Direction:
Your task is to give the number of lines in the listing that include "index", and nothing else.

(Web page code records)
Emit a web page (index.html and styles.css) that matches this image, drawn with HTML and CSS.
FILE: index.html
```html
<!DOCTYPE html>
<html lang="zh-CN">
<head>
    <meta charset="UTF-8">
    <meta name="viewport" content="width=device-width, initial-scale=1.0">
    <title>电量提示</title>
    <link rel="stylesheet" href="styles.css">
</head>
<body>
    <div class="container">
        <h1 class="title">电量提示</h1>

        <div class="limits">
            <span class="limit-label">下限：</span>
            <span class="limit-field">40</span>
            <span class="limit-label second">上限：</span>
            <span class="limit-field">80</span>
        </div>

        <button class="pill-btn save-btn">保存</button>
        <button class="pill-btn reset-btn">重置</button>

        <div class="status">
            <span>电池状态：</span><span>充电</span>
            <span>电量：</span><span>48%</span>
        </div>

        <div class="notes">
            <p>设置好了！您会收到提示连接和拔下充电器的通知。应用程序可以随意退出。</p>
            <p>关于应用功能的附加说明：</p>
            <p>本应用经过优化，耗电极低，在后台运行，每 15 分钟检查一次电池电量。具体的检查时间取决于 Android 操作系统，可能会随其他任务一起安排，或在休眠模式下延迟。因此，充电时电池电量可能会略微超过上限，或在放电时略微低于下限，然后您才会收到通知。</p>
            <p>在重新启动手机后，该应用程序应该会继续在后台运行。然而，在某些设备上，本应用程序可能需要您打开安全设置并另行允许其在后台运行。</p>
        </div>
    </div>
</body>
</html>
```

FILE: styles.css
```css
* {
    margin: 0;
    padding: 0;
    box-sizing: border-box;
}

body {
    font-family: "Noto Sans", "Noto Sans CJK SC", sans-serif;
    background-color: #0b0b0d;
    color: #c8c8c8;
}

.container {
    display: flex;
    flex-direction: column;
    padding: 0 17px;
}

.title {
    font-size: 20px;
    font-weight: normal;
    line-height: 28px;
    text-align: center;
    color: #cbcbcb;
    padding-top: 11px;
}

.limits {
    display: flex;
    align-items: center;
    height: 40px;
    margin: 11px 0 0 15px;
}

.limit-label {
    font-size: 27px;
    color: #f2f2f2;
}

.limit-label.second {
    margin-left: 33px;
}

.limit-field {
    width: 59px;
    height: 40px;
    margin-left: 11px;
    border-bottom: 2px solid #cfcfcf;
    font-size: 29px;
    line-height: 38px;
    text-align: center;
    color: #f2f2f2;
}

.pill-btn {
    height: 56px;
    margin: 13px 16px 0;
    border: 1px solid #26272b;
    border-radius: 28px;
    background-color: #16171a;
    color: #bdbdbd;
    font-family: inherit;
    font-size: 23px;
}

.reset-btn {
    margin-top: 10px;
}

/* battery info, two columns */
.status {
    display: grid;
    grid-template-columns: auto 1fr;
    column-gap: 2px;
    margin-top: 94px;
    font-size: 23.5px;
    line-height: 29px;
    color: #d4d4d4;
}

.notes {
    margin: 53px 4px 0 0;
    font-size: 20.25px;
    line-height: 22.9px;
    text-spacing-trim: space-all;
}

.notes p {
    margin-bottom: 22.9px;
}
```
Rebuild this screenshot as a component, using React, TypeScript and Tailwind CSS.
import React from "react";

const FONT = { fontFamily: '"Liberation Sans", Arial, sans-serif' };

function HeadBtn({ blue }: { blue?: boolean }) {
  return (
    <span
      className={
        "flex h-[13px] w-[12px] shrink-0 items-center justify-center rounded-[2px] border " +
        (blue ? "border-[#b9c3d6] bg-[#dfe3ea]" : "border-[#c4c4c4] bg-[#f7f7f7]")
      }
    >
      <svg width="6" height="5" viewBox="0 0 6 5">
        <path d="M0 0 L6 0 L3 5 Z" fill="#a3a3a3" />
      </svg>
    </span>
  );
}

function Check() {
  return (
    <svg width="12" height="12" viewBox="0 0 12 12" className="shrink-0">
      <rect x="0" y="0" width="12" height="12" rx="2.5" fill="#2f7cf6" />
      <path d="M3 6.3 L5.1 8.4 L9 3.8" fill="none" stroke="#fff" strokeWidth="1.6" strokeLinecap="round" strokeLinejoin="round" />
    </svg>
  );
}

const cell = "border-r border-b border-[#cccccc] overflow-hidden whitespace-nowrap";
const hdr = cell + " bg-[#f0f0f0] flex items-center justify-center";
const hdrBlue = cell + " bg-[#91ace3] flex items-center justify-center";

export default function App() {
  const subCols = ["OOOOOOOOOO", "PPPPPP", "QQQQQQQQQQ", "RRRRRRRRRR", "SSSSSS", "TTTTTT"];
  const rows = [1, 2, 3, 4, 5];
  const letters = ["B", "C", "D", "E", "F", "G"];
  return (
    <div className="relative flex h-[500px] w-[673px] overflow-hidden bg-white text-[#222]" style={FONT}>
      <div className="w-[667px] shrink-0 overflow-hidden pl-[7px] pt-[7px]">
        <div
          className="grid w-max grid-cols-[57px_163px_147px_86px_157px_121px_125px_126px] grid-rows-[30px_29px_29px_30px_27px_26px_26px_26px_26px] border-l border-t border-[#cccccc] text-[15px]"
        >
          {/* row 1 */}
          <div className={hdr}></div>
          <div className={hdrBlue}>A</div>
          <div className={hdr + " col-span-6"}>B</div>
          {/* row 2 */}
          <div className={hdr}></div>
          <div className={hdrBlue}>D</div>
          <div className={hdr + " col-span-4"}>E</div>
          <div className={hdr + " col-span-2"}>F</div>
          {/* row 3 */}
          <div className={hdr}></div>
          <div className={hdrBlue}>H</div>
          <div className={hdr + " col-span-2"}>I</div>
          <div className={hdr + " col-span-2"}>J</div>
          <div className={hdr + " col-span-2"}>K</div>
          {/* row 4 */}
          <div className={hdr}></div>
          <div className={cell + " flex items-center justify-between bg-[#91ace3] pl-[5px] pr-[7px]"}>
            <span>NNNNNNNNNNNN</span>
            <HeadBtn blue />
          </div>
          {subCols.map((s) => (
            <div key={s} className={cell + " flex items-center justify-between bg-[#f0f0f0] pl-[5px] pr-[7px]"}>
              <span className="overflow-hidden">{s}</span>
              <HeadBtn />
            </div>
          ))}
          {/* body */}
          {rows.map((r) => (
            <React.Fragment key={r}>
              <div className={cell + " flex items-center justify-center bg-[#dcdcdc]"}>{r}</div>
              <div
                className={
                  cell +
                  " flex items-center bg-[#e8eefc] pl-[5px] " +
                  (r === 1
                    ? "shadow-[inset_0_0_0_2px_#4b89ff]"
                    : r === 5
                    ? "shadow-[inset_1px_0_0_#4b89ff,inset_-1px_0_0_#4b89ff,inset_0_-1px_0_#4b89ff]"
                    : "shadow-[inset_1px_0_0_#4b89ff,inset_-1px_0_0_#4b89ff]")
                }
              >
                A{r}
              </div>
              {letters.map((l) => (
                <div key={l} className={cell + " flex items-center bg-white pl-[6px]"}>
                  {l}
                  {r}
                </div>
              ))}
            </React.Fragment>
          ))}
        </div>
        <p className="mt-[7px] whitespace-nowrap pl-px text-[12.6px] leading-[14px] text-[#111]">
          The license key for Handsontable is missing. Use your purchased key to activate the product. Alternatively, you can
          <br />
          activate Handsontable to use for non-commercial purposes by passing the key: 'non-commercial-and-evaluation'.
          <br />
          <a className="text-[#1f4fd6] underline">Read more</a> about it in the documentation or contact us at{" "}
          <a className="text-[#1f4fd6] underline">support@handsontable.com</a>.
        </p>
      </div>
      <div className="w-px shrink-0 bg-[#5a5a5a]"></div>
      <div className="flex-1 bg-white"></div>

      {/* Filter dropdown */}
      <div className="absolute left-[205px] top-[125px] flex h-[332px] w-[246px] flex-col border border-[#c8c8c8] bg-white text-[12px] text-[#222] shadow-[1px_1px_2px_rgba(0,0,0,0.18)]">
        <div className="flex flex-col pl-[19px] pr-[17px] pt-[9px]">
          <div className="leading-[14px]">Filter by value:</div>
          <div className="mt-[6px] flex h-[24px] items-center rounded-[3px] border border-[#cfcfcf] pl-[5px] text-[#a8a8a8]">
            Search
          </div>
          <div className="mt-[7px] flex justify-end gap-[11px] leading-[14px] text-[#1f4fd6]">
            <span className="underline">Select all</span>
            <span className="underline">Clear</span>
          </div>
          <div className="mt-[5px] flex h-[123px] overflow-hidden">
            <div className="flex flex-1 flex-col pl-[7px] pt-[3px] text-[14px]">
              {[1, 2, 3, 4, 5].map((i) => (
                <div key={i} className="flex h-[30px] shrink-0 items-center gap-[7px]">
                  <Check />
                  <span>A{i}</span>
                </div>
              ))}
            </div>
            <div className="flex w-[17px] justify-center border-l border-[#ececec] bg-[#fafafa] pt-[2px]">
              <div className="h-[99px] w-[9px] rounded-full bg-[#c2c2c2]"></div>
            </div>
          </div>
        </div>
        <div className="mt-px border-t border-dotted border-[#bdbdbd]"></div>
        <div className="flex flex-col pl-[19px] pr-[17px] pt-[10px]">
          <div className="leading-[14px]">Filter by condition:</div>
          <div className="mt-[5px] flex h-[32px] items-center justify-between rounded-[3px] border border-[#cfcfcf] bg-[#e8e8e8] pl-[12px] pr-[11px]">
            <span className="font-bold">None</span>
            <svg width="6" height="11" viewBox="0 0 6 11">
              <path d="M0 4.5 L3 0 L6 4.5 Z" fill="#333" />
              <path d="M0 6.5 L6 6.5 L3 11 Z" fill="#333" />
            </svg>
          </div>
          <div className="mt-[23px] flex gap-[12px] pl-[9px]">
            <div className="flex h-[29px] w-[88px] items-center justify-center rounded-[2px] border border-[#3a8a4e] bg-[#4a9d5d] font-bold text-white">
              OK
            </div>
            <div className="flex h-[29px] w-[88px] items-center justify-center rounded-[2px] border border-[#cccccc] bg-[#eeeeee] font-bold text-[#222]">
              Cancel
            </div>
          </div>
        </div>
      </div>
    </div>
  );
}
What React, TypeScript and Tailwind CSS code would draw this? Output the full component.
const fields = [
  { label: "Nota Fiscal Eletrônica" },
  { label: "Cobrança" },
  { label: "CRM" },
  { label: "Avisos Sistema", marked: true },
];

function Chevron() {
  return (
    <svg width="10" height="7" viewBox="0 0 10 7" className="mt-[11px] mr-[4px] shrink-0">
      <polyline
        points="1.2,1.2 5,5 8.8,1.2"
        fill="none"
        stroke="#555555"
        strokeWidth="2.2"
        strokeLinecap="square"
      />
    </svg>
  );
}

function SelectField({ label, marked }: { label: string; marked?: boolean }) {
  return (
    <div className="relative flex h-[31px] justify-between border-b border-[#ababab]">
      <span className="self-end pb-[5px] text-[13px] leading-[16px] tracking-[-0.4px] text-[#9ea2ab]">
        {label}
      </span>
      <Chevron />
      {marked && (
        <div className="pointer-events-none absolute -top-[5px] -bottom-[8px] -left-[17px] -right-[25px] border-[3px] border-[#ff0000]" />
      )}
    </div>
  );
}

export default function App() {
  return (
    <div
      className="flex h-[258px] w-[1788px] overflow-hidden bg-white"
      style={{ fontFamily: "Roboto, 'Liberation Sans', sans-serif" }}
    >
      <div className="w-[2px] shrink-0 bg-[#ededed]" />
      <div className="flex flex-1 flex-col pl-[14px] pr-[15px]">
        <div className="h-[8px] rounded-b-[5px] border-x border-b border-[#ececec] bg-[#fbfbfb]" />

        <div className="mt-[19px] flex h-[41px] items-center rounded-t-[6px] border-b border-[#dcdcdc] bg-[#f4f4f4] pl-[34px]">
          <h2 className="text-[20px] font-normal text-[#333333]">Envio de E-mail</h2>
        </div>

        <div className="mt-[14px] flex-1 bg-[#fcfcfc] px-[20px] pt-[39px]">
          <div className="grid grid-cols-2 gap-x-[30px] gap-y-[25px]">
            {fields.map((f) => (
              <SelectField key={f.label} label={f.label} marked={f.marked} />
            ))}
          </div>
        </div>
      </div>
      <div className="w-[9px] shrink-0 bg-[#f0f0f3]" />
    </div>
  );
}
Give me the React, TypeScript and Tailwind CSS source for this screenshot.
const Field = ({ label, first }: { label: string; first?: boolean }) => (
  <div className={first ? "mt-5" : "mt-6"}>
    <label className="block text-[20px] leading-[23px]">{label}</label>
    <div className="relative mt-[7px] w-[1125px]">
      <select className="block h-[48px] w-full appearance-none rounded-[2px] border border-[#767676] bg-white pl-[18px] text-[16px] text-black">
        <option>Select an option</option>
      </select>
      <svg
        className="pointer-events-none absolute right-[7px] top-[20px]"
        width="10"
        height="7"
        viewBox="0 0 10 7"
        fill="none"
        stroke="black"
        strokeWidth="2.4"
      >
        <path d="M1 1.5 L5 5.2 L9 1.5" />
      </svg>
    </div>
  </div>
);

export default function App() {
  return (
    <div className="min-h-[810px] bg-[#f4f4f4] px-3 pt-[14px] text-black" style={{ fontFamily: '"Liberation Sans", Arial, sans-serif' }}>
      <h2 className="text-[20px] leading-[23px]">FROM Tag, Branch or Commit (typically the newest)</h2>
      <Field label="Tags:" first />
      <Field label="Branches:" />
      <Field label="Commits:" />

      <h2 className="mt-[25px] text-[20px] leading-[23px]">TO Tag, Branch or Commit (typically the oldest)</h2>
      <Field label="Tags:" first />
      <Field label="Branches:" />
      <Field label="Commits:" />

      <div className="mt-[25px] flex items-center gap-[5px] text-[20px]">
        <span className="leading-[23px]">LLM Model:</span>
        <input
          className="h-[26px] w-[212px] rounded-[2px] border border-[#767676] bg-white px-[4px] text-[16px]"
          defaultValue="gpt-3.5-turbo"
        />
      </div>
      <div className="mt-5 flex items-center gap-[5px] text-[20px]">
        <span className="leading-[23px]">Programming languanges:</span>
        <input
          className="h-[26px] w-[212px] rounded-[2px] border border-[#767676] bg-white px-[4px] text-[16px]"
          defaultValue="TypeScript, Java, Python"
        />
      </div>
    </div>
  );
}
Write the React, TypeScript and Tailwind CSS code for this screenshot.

The solution:
2